Au niveau des disciplines scolaires, il existe de nombreuses applications :
- L’une d’entre elle consiste en particulier sur l’analyse critique des supports scolaires qui peuvent être menés par les enseignant·es avec les élèves. Cela peut concerner par exemple les langues, le français ou l’histoire.
- Dans les mathématiques et les sciences de la vie et de la matière, il est possible de s’intéresser aux enjeux sociaux de ces disciplines et de leurs applications.
- En EPS, il est souvent possible d’introduire dans les activités une réflexion en relation avec les rapports sociaux de sexe. Les APSA ont souvent des connotations sociales masculines ou féminines. Etc…

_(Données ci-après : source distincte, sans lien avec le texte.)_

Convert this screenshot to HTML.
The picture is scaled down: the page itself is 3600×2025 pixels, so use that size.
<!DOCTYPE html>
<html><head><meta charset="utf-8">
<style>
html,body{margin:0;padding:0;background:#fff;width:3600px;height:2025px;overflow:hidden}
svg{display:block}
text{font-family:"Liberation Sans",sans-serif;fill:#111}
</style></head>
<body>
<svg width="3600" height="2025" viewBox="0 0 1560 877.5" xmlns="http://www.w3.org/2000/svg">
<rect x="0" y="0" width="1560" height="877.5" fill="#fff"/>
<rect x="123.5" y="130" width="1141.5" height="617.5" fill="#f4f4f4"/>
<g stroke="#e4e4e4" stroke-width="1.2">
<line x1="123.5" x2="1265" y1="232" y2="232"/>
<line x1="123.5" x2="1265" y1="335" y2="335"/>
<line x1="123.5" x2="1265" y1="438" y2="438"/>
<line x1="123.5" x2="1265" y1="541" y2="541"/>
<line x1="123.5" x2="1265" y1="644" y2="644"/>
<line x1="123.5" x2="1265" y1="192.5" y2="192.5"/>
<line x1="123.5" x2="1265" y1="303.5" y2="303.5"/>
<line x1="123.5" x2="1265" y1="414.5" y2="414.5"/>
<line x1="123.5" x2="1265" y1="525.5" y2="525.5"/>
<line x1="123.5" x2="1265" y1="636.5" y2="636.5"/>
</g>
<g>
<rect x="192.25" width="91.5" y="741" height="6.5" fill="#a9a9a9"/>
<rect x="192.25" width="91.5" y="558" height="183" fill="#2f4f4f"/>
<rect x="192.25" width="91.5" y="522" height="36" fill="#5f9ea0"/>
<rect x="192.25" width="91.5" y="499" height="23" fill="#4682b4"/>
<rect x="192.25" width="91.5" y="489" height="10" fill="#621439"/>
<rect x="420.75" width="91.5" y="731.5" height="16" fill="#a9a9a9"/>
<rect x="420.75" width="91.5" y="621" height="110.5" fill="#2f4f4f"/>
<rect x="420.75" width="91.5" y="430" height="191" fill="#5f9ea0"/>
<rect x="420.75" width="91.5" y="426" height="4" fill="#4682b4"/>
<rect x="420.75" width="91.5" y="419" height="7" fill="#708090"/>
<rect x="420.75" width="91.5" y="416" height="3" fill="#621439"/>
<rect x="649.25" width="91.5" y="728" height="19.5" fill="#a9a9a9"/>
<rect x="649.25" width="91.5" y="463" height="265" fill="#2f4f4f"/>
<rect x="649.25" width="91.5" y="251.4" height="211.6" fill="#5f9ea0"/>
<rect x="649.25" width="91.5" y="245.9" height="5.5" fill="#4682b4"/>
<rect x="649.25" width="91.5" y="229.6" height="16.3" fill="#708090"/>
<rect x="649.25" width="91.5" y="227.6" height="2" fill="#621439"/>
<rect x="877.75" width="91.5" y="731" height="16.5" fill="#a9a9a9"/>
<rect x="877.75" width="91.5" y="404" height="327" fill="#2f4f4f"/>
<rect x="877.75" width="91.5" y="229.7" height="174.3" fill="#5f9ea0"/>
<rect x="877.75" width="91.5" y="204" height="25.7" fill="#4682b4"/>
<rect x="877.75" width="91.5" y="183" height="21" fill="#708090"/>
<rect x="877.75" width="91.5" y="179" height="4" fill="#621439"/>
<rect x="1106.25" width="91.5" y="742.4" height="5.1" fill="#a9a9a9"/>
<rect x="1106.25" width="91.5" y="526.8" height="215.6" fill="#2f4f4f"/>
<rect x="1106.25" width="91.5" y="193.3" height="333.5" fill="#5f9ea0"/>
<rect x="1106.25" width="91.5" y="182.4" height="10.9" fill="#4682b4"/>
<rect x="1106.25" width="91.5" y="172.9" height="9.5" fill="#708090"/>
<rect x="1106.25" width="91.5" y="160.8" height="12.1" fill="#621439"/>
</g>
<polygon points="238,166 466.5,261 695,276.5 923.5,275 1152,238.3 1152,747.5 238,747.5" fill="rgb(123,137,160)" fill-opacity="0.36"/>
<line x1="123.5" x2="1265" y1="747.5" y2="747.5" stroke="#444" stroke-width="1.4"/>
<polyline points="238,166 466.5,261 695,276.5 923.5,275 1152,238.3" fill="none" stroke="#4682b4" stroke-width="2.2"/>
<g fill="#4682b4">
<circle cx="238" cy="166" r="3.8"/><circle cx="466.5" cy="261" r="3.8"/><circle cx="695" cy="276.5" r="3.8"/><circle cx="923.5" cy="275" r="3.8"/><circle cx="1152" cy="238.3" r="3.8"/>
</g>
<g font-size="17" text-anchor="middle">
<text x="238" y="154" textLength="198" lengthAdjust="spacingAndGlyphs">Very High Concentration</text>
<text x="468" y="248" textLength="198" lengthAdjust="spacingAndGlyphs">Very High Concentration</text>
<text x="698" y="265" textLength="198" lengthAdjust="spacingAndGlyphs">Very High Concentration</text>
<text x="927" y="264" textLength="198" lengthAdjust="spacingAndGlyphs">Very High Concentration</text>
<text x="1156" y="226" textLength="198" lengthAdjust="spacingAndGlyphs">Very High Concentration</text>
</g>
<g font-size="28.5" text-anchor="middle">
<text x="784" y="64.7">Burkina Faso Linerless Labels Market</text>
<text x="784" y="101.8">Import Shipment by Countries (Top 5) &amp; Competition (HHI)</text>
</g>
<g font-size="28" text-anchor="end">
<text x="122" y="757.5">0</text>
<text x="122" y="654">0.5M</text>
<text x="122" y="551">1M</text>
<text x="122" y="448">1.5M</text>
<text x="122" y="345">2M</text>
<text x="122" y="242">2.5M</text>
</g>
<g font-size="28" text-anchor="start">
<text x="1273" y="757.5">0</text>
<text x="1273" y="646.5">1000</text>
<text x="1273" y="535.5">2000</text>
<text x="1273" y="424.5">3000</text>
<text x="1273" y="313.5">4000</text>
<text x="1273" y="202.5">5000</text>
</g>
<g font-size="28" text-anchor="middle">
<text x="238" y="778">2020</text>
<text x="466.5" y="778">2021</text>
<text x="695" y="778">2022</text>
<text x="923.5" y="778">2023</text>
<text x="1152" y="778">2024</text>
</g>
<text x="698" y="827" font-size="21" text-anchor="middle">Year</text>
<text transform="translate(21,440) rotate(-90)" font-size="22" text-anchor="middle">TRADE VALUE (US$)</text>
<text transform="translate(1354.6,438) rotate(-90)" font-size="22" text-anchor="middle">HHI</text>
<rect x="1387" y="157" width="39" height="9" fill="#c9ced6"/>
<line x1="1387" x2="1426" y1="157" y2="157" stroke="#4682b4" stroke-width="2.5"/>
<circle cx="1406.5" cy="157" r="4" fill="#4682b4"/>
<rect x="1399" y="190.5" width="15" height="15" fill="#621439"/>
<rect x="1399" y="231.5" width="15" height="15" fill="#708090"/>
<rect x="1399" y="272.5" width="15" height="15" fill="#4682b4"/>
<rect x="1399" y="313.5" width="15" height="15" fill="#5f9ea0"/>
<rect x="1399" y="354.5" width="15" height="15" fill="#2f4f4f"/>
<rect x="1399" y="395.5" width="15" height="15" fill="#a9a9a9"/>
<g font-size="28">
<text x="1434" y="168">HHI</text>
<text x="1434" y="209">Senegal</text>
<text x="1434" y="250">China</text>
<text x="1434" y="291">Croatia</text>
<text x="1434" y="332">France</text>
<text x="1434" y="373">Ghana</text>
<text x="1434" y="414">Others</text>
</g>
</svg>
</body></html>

Les points de vigilance importants pour mettre en œuvre des pédagogies critiques
- Se documenter préalablement sur les travaux concernant la reproduction des inégalités sociales et des discriminations sociales à l’école.
- Mettre en œuvre des pédagogies critiques ne consiste pas à penser que l’on va trouver des solutions techniques ou des recettes à des problèmes éducatifs qui sont des problèmes humains. Il s’agit au contraire de développer un agir éthique.
- Etre vigilant·e au fait que dans l’institution scolaire, ce ne sont pas les élèves qui sont les premiers vecteurs d’inégalités sociales et de discrimination, mais l’institution scolaire et donc potentiellement malgré eux et elles, les membres de la communauté éducative.
- Faire attention au fait que la pédagogie critique ne vise pas seulement à faire prendre conscience de problèmes sociaux, mais à en expliquer les dimensions systémiques pour favoriser l’engagement dans une action sociale collective.